(Records excerpted from a collection)
========

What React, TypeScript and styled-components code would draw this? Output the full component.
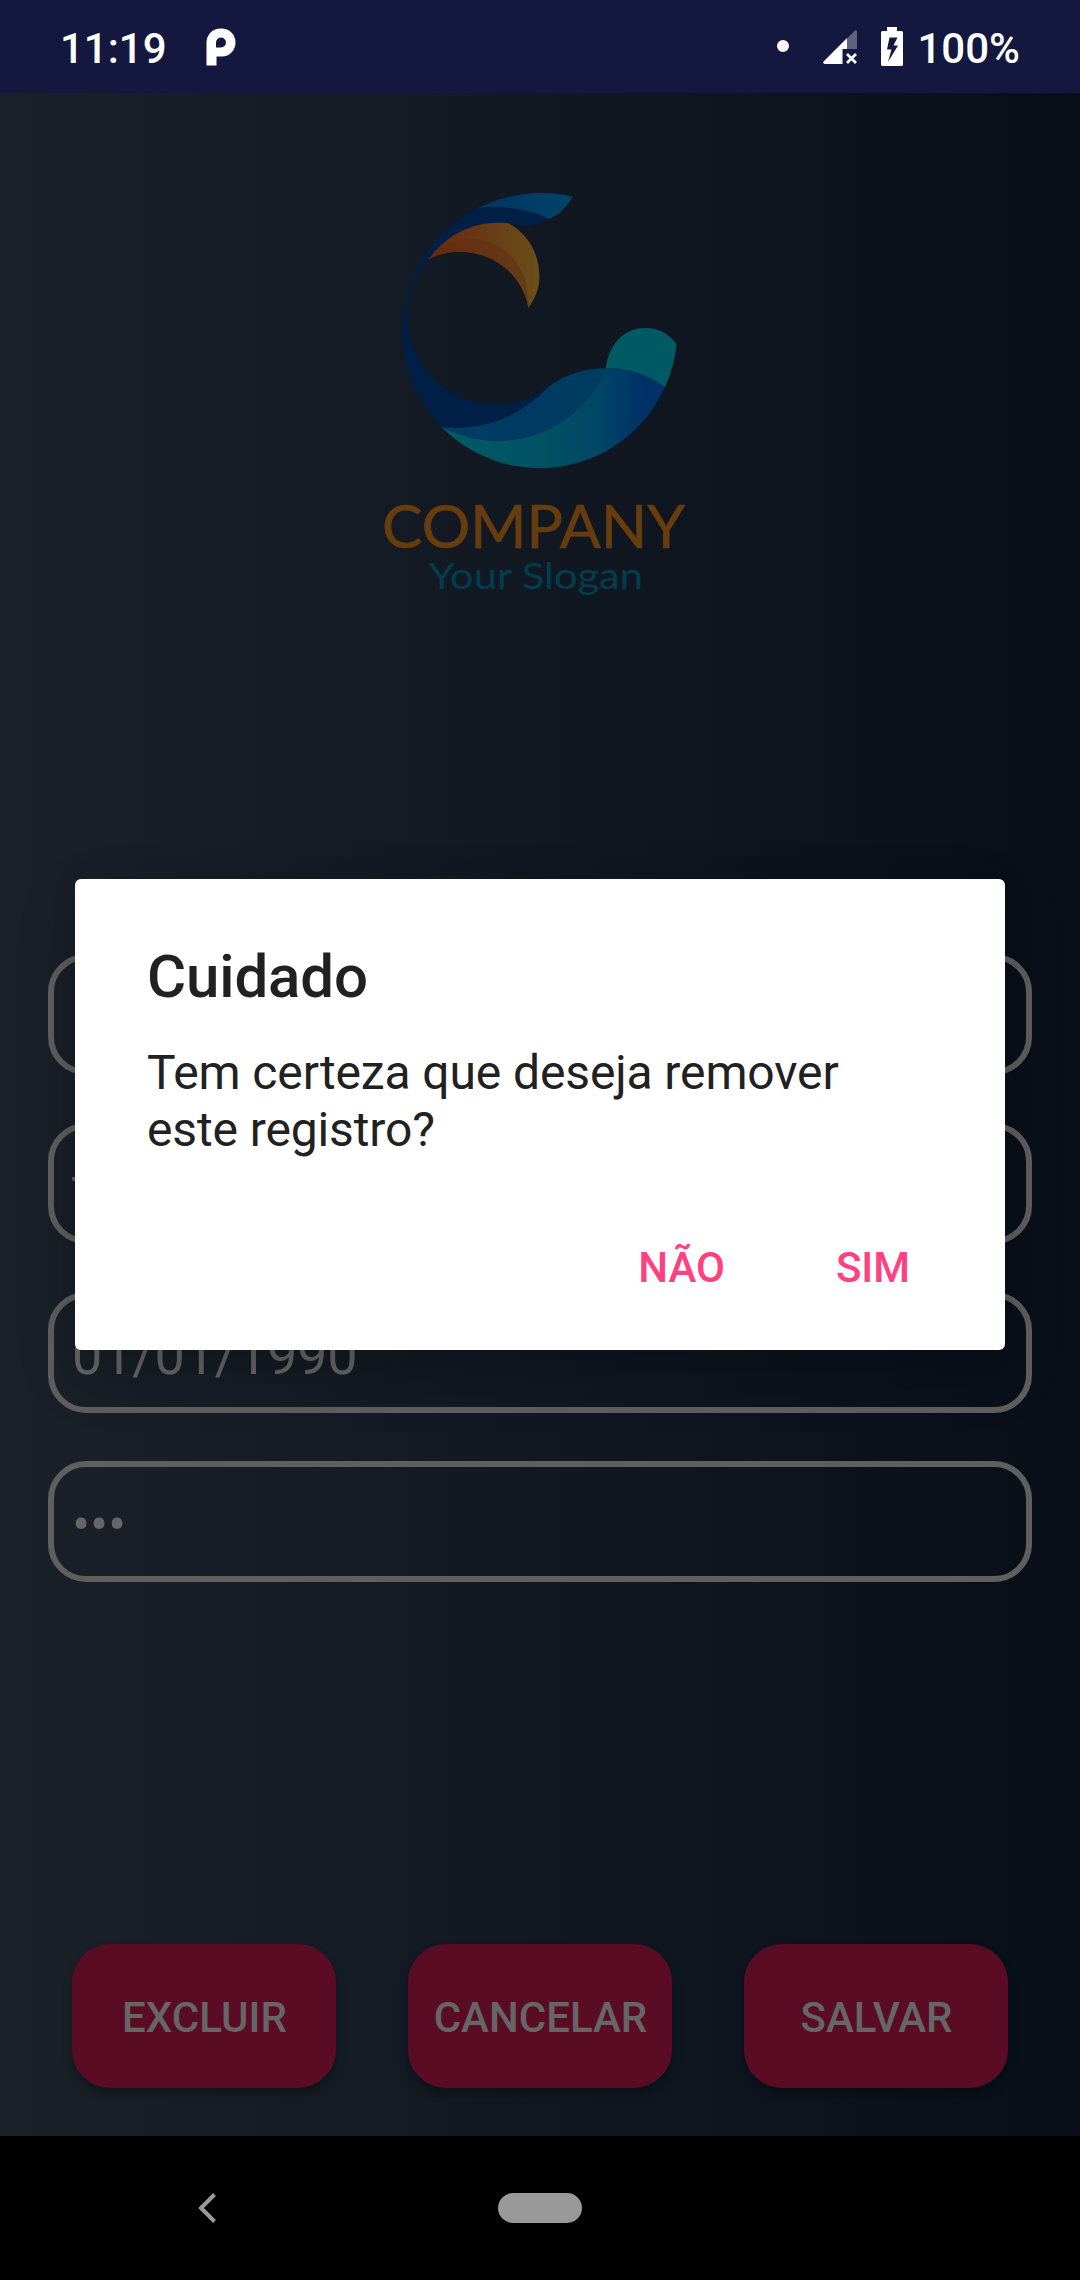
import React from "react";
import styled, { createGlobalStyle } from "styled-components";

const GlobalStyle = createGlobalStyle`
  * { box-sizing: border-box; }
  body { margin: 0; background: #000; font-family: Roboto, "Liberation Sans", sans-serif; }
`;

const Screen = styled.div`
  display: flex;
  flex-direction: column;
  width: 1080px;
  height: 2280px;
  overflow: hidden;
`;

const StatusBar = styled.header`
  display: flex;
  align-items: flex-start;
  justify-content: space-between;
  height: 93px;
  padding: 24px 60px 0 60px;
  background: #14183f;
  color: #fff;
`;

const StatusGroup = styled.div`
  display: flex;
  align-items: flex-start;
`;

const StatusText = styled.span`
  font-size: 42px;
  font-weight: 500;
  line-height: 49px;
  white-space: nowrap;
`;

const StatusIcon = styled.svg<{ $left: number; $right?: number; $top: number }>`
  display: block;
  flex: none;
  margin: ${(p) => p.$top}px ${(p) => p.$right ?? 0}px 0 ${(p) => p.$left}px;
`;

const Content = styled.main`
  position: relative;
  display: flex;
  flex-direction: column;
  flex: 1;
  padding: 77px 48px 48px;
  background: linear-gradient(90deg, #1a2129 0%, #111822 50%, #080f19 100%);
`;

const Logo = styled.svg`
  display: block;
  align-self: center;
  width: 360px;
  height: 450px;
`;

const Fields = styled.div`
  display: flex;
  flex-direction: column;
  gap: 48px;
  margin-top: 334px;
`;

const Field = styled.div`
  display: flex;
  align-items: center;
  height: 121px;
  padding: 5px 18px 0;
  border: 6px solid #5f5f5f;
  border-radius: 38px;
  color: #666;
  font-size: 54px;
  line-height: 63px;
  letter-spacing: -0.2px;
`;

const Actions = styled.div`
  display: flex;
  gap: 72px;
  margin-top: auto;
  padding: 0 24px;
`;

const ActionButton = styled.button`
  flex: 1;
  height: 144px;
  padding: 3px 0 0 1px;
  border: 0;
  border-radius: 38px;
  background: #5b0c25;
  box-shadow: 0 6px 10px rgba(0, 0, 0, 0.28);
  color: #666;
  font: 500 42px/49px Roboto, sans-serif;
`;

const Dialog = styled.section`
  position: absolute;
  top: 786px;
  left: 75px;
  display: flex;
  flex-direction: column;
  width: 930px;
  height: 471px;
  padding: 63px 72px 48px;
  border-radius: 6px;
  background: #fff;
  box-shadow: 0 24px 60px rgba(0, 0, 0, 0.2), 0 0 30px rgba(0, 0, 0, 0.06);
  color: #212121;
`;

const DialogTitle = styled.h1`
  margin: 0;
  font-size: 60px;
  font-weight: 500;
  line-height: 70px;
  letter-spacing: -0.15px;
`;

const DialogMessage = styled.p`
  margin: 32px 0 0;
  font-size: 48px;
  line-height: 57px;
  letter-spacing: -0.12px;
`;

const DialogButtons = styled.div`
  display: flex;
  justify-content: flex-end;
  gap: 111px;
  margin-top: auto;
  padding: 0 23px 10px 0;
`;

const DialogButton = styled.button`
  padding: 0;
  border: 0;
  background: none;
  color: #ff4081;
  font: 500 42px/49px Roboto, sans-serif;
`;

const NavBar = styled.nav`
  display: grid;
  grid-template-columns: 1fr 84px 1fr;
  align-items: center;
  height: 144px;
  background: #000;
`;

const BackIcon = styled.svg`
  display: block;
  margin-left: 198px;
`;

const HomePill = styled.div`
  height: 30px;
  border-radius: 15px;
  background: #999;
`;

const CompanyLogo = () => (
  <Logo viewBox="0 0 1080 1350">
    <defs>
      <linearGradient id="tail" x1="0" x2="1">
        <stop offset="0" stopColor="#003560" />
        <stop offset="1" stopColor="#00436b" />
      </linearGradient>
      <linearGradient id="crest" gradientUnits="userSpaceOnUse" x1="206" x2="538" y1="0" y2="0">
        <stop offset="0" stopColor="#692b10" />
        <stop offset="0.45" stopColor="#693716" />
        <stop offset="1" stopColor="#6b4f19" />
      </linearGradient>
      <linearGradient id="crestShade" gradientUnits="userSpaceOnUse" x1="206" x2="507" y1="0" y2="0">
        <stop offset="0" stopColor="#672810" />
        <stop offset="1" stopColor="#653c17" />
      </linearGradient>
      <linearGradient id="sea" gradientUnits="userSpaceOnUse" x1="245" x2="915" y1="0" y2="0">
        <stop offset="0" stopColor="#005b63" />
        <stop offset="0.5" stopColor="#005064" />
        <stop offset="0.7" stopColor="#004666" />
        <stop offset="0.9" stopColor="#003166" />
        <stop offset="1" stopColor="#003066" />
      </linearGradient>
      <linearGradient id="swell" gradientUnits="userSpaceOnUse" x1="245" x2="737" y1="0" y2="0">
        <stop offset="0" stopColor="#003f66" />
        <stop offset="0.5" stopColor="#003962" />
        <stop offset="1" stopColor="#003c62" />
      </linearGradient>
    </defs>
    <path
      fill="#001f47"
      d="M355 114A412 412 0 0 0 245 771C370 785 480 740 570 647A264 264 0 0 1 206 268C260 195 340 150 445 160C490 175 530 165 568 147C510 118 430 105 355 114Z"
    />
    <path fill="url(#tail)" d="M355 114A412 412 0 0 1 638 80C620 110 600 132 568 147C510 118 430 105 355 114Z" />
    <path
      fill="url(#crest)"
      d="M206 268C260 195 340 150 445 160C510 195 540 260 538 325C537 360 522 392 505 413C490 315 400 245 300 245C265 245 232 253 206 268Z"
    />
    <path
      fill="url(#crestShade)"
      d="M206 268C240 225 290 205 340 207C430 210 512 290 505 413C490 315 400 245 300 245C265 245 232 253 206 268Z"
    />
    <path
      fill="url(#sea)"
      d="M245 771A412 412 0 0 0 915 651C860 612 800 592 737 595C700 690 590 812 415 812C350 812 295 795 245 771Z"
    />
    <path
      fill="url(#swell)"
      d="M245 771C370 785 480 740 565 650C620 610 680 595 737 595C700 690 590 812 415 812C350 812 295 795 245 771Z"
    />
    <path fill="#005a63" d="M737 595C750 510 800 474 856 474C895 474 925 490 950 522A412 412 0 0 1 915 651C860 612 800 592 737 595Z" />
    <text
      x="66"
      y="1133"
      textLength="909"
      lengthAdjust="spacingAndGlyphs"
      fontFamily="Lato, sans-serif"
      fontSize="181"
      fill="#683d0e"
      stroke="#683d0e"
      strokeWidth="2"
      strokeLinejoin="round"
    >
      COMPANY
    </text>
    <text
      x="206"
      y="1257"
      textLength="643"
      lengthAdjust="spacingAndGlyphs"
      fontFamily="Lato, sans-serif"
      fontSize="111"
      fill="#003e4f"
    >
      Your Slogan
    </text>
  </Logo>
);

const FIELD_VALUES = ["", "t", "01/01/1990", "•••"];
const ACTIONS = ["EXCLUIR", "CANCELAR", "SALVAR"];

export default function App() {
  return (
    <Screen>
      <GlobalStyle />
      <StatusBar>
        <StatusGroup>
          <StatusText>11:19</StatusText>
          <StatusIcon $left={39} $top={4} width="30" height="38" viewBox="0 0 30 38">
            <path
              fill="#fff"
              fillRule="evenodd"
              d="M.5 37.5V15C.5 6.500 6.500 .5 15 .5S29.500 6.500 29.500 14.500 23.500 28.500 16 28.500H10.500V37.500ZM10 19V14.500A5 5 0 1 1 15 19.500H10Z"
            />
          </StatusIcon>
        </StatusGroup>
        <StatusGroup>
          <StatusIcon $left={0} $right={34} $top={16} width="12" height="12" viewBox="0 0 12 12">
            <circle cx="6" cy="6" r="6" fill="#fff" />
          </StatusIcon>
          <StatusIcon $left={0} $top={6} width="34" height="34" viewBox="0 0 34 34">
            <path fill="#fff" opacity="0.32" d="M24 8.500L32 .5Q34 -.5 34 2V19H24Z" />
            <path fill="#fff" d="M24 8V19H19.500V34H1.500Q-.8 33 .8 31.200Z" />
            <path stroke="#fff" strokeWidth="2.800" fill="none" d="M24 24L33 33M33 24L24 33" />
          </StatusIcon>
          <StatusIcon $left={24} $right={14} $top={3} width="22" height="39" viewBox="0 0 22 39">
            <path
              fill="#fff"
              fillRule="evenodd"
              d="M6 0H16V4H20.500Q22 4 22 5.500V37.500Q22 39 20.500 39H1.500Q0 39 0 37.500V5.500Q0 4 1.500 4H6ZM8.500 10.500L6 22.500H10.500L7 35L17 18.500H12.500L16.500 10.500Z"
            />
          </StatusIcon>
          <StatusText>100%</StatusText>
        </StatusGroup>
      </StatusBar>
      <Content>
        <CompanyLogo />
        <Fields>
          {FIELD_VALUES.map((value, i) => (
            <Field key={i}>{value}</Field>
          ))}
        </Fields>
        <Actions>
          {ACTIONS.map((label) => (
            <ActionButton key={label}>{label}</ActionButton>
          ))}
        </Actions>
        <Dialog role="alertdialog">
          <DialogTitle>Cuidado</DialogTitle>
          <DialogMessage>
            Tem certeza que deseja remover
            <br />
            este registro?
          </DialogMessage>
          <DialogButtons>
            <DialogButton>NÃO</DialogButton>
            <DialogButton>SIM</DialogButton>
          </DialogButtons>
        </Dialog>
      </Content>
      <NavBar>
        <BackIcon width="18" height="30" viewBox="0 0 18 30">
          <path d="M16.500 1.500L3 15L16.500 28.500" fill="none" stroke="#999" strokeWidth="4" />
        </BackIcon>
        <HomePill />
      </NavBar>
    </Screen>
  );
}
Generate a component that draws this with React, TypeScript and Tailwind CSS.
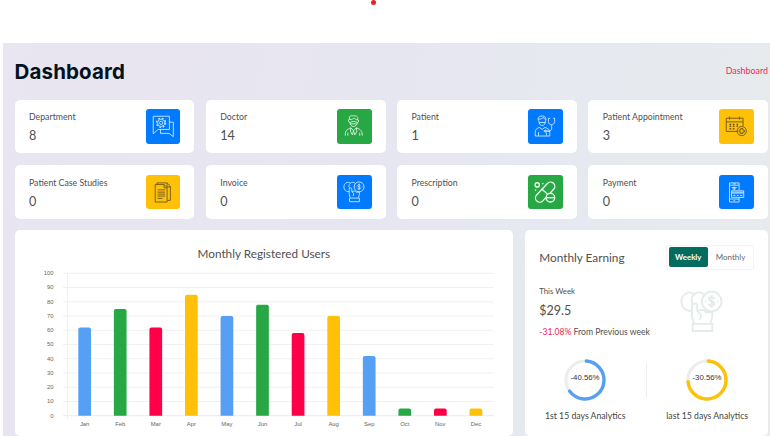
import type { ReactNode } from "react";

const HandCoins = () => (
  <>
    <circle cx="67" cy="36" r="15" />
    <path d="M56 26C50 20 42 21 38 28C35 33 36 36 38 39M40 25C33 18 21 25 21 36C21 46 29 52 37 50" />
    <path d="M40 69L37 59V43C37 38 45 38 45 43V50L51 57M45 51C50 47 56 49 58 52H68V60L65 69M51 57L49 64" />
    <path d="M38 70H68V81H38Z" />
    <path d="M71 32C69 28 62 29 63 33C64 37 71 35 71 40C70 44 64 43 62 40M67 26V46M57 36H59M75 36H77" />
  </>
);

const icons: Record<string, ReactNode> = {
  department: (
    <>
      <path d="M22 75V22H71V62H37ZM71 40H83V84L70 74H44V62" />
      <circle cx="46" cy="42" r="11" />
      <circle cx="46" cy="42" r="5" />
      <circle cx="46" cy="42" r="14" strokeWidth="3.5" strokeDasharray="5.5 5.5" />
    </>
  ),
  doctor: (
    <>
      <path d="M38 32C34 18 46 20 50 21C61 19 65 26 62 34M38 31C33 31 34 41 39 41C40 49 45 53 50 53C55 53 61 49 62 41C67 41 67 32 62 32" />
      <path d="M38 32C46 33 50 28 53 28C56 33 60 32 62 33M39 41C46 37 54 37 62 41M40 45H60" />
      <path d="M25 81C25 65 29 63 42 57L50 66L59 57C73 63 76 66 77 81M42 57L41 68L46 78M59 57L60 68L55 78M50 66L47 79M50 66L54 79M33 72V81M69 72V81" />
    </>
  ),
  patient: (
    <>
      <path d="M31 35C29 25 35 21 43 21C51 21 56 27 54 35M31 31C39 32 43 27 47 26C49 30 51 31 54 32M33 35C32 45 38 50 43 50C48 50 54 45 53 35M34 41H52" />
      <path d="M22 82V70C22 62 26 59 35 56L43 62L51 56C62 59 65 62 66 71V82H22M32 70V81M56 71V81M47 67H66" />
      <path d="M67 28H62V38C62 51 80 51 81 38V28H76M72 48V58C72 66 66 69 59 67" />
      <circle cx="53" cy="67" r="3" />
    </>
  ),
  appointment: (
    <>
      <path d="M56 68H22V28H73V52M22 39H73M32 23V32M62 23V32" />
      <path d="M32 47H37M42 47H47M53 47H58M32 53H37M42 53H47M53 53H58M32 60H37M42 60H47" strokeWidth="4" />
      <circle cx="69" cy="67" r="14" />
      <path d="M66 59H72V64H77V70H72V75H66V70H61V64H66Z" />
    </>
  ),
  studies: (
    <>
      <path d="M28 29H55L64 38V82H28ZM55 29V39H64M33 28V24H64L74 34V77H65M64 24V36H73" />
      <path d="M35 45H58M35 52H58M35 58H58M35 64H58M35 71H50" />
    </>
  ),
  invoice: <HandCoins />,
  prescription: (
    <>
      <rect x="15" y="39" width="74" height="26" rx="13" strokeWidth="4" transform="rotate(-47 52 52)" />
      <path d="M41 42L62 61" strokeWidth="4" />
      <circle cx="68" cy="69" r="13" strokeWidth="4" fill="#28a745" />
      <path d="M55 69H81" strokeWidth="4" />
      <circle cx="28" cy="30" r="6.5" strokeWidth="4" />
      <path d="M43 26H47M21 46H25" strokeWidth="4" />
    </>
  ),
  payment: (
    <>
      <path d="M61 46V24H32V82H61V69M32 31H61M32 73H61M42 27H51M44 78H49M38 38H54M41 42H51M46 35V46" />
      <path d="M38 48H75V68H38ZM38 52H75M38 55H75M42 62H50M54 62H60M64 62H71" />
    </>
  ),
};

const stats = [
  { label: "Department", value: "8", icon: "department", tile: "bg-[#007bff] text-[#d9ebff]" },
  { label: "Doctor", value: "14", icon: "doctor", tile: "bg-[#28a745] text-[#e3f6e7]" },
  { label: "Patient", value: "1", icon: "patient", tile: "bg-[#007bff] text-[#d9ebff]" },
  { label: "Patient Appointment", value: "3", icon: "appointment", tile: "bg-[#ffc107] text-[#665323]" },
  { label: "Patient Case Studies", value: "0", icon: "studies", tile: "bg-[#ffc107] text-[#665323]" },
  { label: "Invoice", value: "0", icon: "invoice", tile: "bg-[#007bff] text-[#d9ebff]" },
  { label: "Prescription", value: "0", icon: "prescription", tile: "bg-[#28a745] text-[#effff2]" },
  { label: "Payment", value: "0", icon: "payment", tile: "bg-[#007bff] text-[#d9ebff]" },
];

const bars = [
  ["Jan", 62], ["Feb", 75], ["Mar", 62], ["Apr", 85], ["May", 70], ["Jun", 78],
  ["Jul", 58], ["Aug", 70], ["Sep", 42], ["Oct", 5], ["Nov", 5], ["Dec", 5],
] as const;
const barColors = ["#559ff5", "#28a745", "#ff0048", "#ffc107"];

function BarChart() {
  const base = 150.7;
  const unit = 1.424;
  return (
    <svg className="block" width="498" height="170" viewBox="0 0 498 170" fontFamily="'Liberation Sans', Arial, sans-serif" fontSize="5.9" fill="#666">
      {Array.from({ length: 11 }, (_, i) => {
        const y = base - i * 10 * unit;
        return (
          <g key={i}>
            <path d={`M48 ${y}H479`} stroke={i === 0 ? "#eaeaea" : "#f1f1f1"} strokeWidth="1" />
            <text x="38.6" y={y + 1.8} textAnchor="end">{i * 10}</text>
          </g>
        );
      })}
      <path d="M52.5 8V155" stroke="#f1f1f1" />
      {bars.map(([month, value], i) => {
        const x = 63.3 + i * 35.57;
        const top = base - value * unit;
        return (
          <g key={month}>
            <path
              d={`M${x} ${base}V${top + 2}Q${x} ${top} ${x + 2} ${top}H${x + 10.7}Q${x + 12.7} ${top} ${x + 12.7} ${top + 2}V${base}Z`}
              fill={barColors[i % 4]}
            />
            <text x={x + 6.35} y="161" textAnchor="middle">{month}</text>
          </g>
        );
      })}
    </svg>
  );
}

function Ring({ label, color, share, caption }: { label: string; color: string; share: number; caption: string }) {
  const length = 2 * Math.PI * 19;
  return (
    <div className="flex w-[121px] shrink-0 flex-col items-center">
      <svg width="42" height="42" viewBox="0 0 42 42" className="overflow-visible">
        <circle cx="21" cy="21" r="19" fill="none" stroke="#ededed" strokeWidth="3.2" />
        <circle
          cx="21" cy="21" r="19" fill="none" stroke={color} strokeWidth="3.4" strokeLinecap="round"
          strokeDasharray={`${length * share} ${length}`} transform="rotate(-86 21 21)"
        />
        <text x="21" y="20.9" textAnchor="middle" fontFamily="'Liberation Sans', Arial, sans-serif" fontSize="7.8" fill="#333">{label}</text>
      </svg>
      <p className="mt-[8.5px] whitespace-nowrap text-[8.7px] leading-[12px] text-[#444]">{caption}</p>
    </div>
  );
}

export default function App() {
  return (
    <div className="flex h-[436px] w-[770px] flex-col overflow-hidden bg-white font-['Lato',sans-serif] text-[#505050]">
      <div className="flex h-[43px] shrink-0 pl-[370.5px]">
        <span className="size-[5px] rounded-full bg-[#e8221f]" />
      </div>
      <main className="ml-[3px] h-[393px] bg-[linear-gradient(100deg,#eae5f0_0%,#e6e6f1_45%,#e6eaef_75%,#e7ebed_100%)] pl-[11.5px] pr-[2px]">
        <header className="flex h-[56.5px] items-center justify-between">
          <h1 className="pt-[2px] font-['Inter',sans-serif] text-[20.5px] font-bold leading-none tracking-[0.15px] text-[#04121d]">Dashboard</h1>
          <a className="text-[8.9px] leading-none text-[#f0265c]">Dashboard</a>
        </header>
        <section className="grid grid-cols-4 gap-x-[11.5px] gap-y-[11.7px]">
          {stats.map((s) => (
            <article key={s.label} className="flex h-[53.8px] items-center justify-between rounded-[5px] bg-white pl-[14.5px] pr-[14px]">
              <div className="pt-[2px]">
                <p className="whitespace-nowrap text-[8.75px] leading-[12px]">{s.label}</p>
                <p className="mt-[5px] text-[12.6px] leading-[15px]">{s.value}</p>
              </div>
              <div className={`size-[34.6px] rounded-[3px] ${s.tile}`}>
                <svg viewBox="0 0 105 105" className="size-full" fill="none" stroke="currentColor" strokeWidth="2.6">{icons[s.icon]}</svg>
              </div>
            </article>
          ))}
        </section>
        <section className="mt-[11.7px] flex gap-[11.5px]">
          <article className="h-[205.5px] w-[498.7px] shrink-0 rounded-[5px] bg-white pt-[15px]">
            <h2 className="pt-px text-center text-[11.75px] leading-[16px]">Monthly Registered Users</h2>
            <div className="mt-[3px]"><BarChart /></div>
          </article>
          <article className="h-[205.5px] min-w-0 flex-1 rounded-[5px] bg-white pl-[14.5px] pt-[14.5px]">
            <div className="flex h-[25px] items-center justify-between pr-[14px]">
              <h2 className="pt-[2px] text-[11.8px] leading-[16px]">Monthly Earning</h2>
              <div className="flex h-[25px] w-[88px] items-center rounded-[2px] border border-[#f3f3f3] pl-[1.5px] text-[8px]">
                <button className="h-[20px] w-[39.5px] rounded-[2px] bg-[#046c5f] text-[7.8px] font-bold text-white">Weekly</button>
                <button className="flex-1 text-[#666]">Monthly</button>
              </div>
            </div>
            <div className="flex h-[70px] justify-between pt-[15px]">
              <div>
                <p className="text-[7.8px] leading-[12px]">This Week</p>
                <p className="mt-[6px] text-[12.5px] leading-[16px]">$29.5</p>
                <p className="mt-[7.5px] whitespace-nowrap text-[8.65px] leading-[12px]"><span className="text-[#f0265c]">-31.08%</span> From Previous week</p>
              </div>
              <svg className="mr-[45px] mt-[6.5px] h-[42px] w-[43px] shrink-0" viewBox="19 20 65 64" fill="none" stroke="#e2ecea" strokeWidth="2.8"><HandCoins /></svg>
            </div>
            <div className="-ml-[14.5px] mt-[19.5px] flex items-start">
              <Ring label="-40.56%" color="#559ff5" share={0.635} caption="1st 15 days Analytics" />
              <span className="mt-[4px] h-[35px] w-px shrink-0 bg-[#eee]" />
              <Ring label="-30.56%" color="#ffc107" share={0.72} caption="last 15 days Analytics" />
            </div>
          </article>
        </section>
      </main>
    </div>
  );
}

========

Provide the count, and nothing else, of lines in the data above where the word "components" occurs.

2